An architect was writing a book about Finnish churches and was traveling around the country to visit them all. Soon he noticed that in every church there was a golden phone half hidden in some corned of the church hall with a note next to it reading ‘100€ per minute.’ He wondered about them and especially about the charge, but it took some time before he mustered the nerve to ask what the phone was for.

‘It’s a direct line to God,’ answered the priest in a church in Tampere, ‘You just pick up the phone and God will be at the other end of it.’ The architect thought that not many sinners had the money to pay for such call, but did not comment on the matter.

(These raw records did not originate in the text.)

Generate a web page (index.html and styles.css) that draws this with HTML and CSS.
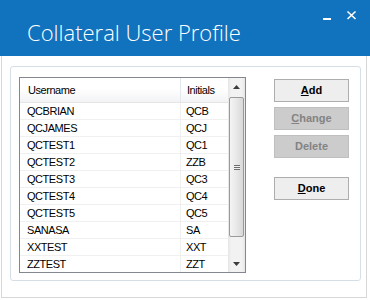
FILE: index.html
```html
<!DOCTYPE html>
<html>
<head>
<meta charset="utf-8">
<link rel="stylesheet" href="styles.css">
</head>
<body>
<div class="window">
  <div class="titlebar">
    <div class="title">Collateral User Profile</div>
    <svg class="winctl" width="34" height="12" viewBox="0 0 34 12">
      <rect x="0" y="8" width="8" height="2" fill="#fff"/>
      <path d="M24.5 1.5 L32.5 9 M32.5 1.5 L24.5 9" stroke="#fff" stroke-width="1.6" fill="none"/>
    </svg>
  </div>
  <div class="client">
    <div class="group">
      <div class="listview">
        <div class="lv-body">
          <div class="lv-head">
            <div class="hcell c1">Username</div>
            <div class="hcell c2">Initials</div>
          </div>
          <div class="lv-row"><div class="cell c1">QCBRIAN</div><div class="cell c2">QCB</div></div>
          <div class="lv-row"><div class="cell c1">QCJAMES</div><div class="cell c2">QCJ</div></div>
          <div class="lv-row"><div class="cell c1">QCTEST1</div><div class="cell c2">QC1</div></div>
          <div class="lv-row"><div class="cell c1">QCTEST2</div><div class="cell c2">ZZB</div></div>
          <div class="lv-row"><div class="cell c1">QCTEST3</div><div class="cell c2">QC3</div></div>
          <div class="lv-row"><div class="cell c1">QCTEST4</div><div class="cell c2">QC4</div></div>
          <div class="lv-row"><div class="cell c1">QCTEST5</div><div class="cell c2">QC5</div></div>
          <div class="lv-row"><div class="cell c1">SANASA</div><div class="cell c2">SA</div></div>
          <div class="lv-row"><div class="cell c1">XXTEST</div><div class="cell c2">XXT</div></div>
          <div class="lv-row"><div class="cell c1">ZZTEST</div><div class="cell c2">ZZT</div></div>
        </div>
        <div class="scrollbar">
          <div class="sb-btn">
            <svg width="7" height="4" viewBox="0 0 7 4"><path d="M3.5 0 L7 4 L0 4 Z" fill="#3c3c3c"/></svg>
          </div>
          <div class="sb-track">
            <div class="sb-thumb">
              <div class="grip"></div>
            </div>
          </div>
          <div class="sb-btn">
            <svg width="7" height="4" viewBox="0 0 7 4"><path d="M0 0 L7 0 L3.5 4 Z" fill="#3c3c3c"/></svg>
          </div>
        </div>
      </div>
      <div class="buttons">
        <div class="btn"><u>A</u>dd</div>
        <div class="btn disabled"><u>C</u>hange</div>
        <div class="btn disabled">Delete</div>
        <div class="btn done"><u>D</u>one</div>
      </div>
    </div>
  </div>
</div>
</body>
</html>
```
FILE: styles.css
```css
html, body {
  margin: 0;
  padding: 0;
  background: #ffffff;
}
.window {
  width: 370px;
  height: 300px;
  display: flex;
  flex-direction: column;
}
.titlebar {
  height: 56px;
  background: #1172bd;
  display: flex;
  align-items: flex-start;
  padding-right: 13px;
  box-sizing: border-box;
}
.title {
  font-family: "Open Sans", "Liberation Sans", sans-serif;
  font-weight: 300;
  font-size: 22px;
  line-height: 24px;
  color: #ffffff;
  padding-top: 20px;
  padding-left: 27px;
}
.winctl {
  margin-left: auto;
  margin-top: 10px;
}
.client {
  margin-left: 1px;
  width: 366px;
  height: 242px;
  box-sizing: border-box;
  border: 1px solid #d6d6d6;
  border-top: none;
  padding-left: 8px;
  padding-top: 10px;
}
.group {
  width: 351px;
  height: 215px;
  box-sizing: border-box;
  border: 1px solid #d5dfe5;
  border-radius: 3px;
  padding: 10px 0 0 8px;
  display: flex;
  align-items: flex-start;
}
.listview {
  width: 227px;
  height: 196px;
  box-sizing: border-box;
  border: 1px solid #828790;
  display: flex;
  background: #fff;
}
.lv-body {
  flex: 1;
  overflow: hidden;
  font-family: "Liberation Sans", Arial, sans-serif;
  font-size: 11px;
  letter-spacing: -0.45px;
  color: #000;
}
.lv-head {
  display: flex;
  height: 25px;
  box-sizing: border-box;
  border-bottom: 1px solid #e5e5e5;
  background: linear-gradient(#ffffff 0%, #ffffff 45%, #f2f3f5 100%);
}
.hcell {
  line-height: 24px;
  box-sizing: border-box;
}
.hcell.c1 {
  width: 161px;
  padding-left: 8px;
  border-right: 1px solid #e3e8ee;
}
.hcell.c2 {
  width: 46px;
  padding-left: 6px;
}
.lv-row {
  display: flex;
  height: 17px;
  box-sizing: border-box;
  border-bottom: 1px solid #f0f0f0;
}
.cell {
  line-height: 16px;
  box-sizing: border-box;
  white-space: nowrap;
}
.cell.c1 {
  width: 161px;
  padding-left: 7px;
  border-right: 1px solid #f0f0f0;
}
.cell.c2 {
  width: 46px;
  padding-left: 5px;
}
.scrollbar {
  width: 17px;
  display: flex;
  flex-direction: column;
  background: linear-gradient(90deg, #e6e6e6 0%, #f2f2f2 20%, #f2f2f2 80%, #e6e6e6 100%);
}
.sb-btn {
  height: 17px;
  display: flex;
  align-items: center;
  justify-content: center;
}
.sb-track {
  flex: 1;
  padding: 2px 1px 0 1px;
}
.sb-thumb {
  height: 140px;
  box-sizing: border-box;
  border: 1px solid #9a9a9a;
  border-radius: 2px;
  background: linear-gradient(90deg, #f4f4f4 0%, #e8e8e8 50%, #d8d8d8 100%);
  display: flex;
  align-items: center;
  justify-content: center;
}
.grip {
  width: 6px;
  height: 5px;
  background: repeating-linear-gradient(#6e6e6e 0px, #6e6e6e 1px, #f0f0f0 1px, #f0f0f0 2px);
}
.buttons {
  margin-left: 28px;
  margin-top: 2px;
  display: flex;
  flex-direction: column;
  gap: 5px;
}
.btn {
  width: 75px;
  height: 23px;
  box-sizing: border-box;
  border: 1px solid #adadad;
  background: #eeeeee;
  font-family: "Liberation Sans", Arial, sans-serif;
  font-weight: bold;
  font-size: 11px;
  line-height: 21px;
  text-align: center;
  color: #000;
}
.btn.disabled {
  background: #cccccc;
  border-color: #bfbfbf;
  color: #838383;
}
.btn.done {
  margin-top: 14px;
}
```
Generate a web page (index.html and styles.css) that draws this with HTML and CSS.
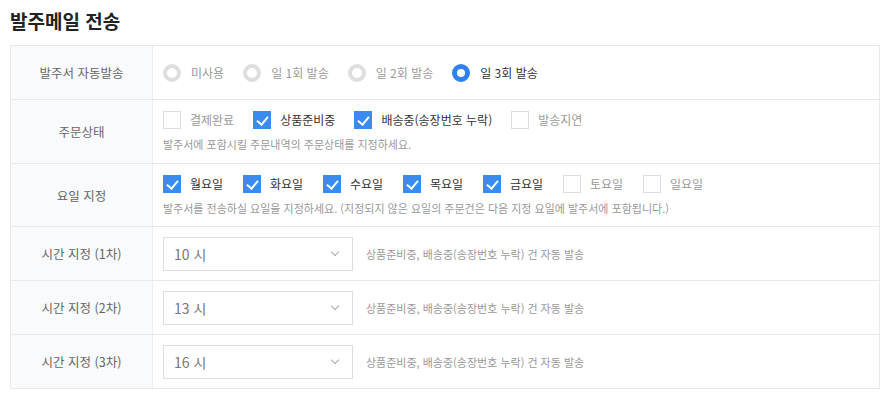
FILE: index.html
```html
<!DOCTYPE html>
<html lang="ko">
<head>
    <meta charset="UTF-8">
    <meta name="viewport" content="width=device-width, initial-scale=1.0">
    <title>발주메일 전송</title>
    <link rel="stylesheet" href="styles.css">
</head>
<body>
    <h2 class="page-title">발주메일 전송</h2>

    <div class="setting-table">
        <!-- 자동발송 -->
        <div class="setting-row row-first">
            <div class="setting-label">발주서 자동발송</div>
            <div class="setting-value">
                <div class="option-line">
                    <label class="opt"><span class="radio"></span><span class="opt-text">미사용</span></label>
                    <label class="opt"><span class="radio"></span><span class="opt-text">일 1회 발송</span></label>
                    <label class="opt"><span class="radio"></span><span class="opt-text">일 2회 발송</span></label>
                    <label class="opt on"><span class="radio"></span><span class="opt-text">일 3회 발송</span></label>
                </div>
            </div>
        </div>

        <!-- 주문상태 -->
        <div class="setting-row row-tall">
            <div class="setting-label">주문상태</div>
            <div class="setting-value">
                <div class="option-line">
                    <label class="opt"><span class="check"></span><span class="opt-text">결제완료</span></label>
                    <label class="opt on"><span class="check"></span><span class="opt-text">상품준비중</span></label>
                    <label class="opt on"><span class="check"></span><span class="opt-text">배송중(송장번호 누락)</span></label>
                    <label class="opt"><span class="check"></span><span class="opt-text">발송지연</span></label>
                </div>
                <p class="help">발주서에 포함시킬 주문내역의 주문상태를 지정하세요.</p>
            </div>
        </div>

        <!-- 요일 -->
        <div class="setting-row row-tall days-row">
            <div class="setting-label">요일 지정</div>
            <div class="setting-value">
                <div class="option-line days">
                    <label class="opt on"><span class="check"></span><span class="opt-text">월요일</span></label>
                    <label class="opt on"><span class="check"></span><span class="opt-text">화요일</span></label>
                    <label class="opt on"><span class="check"></span><span class="opt-text">수요일</span></label>
                    <label class="opt on"><span class="check"></span><span class="opt-text">목요일</span></label>
                    <label class="opt on"><span class="check"></span><span class="opt-text">금요일</span></label>
                    <label class="opt"><span class="check"></span><span class="opt-text">토요일</span></label>
                    <label class="opt"><span class="check"></span><span class="opt-text">일요일</span></label>
                </div>
                <p class="help">발주서를 전송하실 요일을 지정하세요. (지정되지 않은 요일의 주문건은 다음 지정 요일에 발주서에 포함됩니다.)</p>
            </div>
        </div>

        <!-- 시간 -->
        <div class="setting-row row-short">
            <div class="setting-label">시간 지정 (1차)</div>
            <div class="setting-value inline">
                <div class="select-box">10 시<span class="chevron"></span></div>
                <span class="note">상품준비중, 배송중(송장번호 누락) 건 자동 발송</span>
            </div>
        </div>
        <div class="setting-row row-short">
            <div class="setting-label">시간 지정 (2차)</div>
            <div class="setting-value inline">
                <div class="select-box">13 시<span class="chevron"></span></div>
                <span class="note">상품준비중, 배송중(송장번호 누락) 건 자동 발송</span>
            </div>
        </div>
        <div class="setting-row row-short">
            <div class="setting-label">시간 지정 (3차)</div>
            <div class="setting-value inline">
                <div class="select-box">16 시<span class="chevron"></span></div>
                <span class="note">상품준비중, 배송중(송장번호 누락) 건 자동 발송</span>
            </div>
        </div>
    </div>
</body>
</html>
```

FILE: styles.css
```css
/* Reset */
* {
    margin: 0;
    padding: 0;
    box-sizing: border-box;
    font-family: "Noto Sans CJK KR", "Noto Sans", sans-serif;
}

body {
    background: #fff;
    color: #333;
    padding: 8px 6px 0 10px;
}

.page-title {
    font-size: 19px;
    font-weight: bold;
    color: #222;
    line-height: 26px;
    margin-bottom: 11px;
}

/* Table */
.setting-table {
    width: 870px;
    border: 1px solid #e9e9e9;
}

.setting-row {
    display: grid;
    grid-template-columns: 142px 1fr;
    border-top: 1px solid #e9e9e9;
}

.setting-row.row-first {
    border-top: none;
    height: 53px;
}

.row-short {
    height: 54px;
}

.row-tall {
    height: 64px;
}

.row-tall.days-row {
    height: 63px;
}

.setting-label {
    background: #f9fafb;
    border-right: 1px solid #eeeeee;
    color: #666;
    font-size: 12.5px;
    display: flex;
    align-items: center;
    justify-content: center;
}

.setting-value {
    padding: 0 10px;
    display: flex;
    flex-direction: column;
    justify-content: center;
}

.setting-value.inline {
    flex-direction: row;
    align-items: center;
    justify-content: flex-start;
}

/* Options */
.option-line {
    display: flex;
    align-items: center;
}

.opt {
    display: flex;
    align-items: center;
    margin-right: 19px;
    font-size: 12px;
    color: #9a9a9a;
    line-height: 18px;
}

.opt.on {
    color: #333;
}

.opt-text {
    margin-left: 9px;
}

.days .opt {
    width: 61px;
}

.radio {
    width: 18px;
    height: 18px;
    border-radius: 50%;
    border: 4px solid #dedede;
    background: #fff;
}

.opt.on .radio {
    border: 5px solid #2f80f0;
}

.opt .radio + .opt-text {
    margin-left: 10px;
}

.check {
    width: 18px;
    height: 18px;
    border: 1px solid #dddddd;
    background: #fff;
    position: relative;
}

.opt.on .check {
    background: #3a8bef;
    border-color: #3a8bef;
}

.opt.on .check::after {
    content: "";
    position: absolute;
    left: 5px;
    top: 2px;
    width: 5px;
    height: 9px;
    border-right: 2px solid #fff;
    border-bottom: 2px solid #fff;
    transform: rotate(40deg);
}

.help {
    font-size: 11px;
    color: #999;
    margin-top: 7px;
    line-height: 16px;
}

/* Select */
.select-box {
    width: 190px;
    height: 34px;
    border: 1px solid #dddddd;
    background: #fff;
    color: #777;
    font-size: 14px;
    padding: 0 10px;
    display: flex;
    align-items: center;
    justify-content: space-between;
}

.chevron {
    width: 6px;
    height: 6px;
    border-right: 1px solid #aaa;
    border-bottom: 1px solid #aaa;
    transform: rotate(45deg);
    margin: -3px 4px 0 0;
}

.note {
    margin-left: 13px;
    font-size: 11px;
    color: #999;
}
```
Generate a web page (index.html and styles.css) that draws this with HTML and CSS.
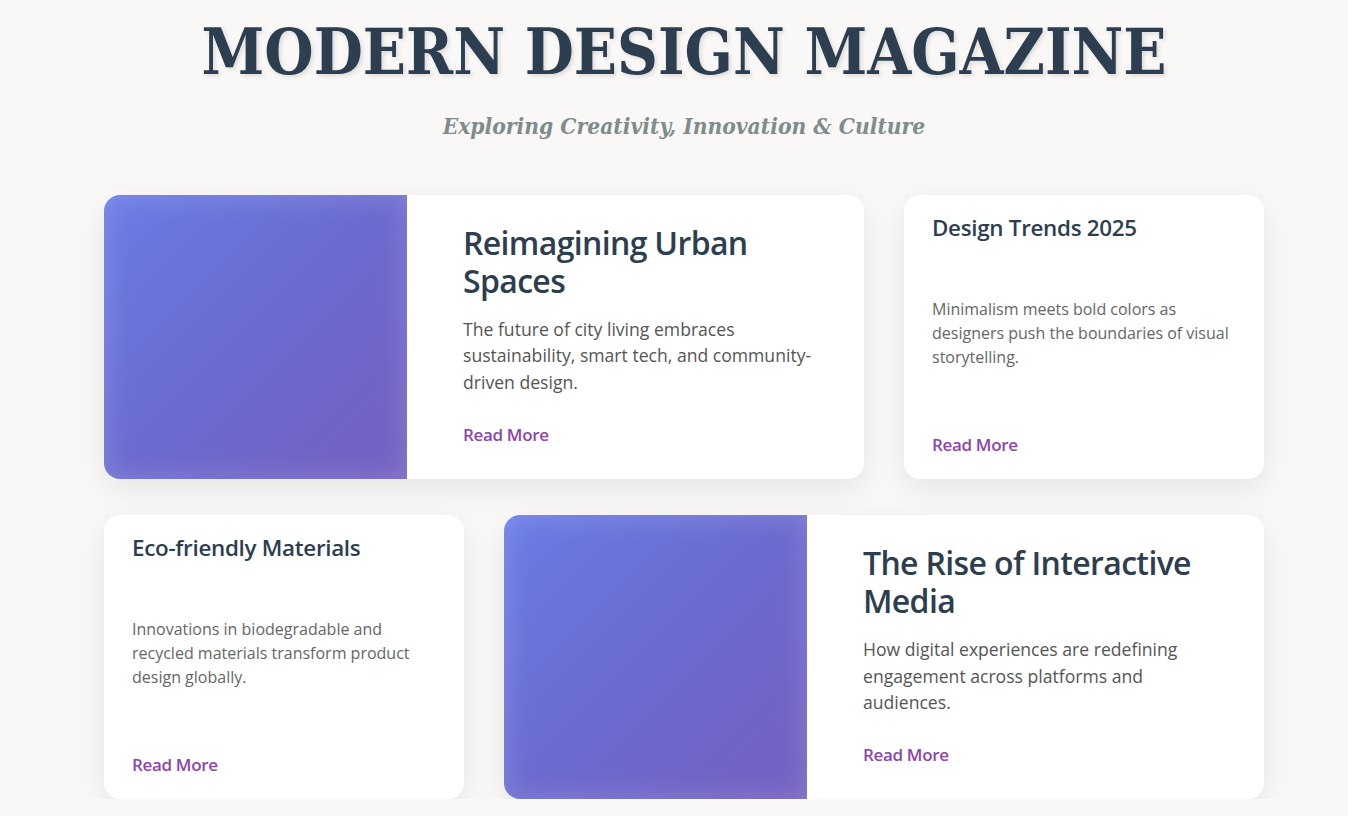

Where ever in Finland he went, there was the golden phone in every church, and in every church the charge was 100€ per minute. In time his travels took him to Pohjanmaa where land is flat and the sky is vast. In the first church he visited, just as expected, he found a golden phone but here the note read ‘5€ per minute.’ The architect turned to the local priest who was acting as his guide and asked: ‘I know that this phone is a direct line to God and that there is one in every church in Finland, but how come you are charging only 5€ per minute when everyone else is charging 100€?’

‘Oh,’ said the priest, ‘We are so close to Heaven here that it’s a local call.’

Two thirds of the view here is sky. On a sunny day the sky dome swells far above the land, but when the wind blows the clouds fast and down over the landscape the sky hangs low like a ceiling. It definitely is a local call then.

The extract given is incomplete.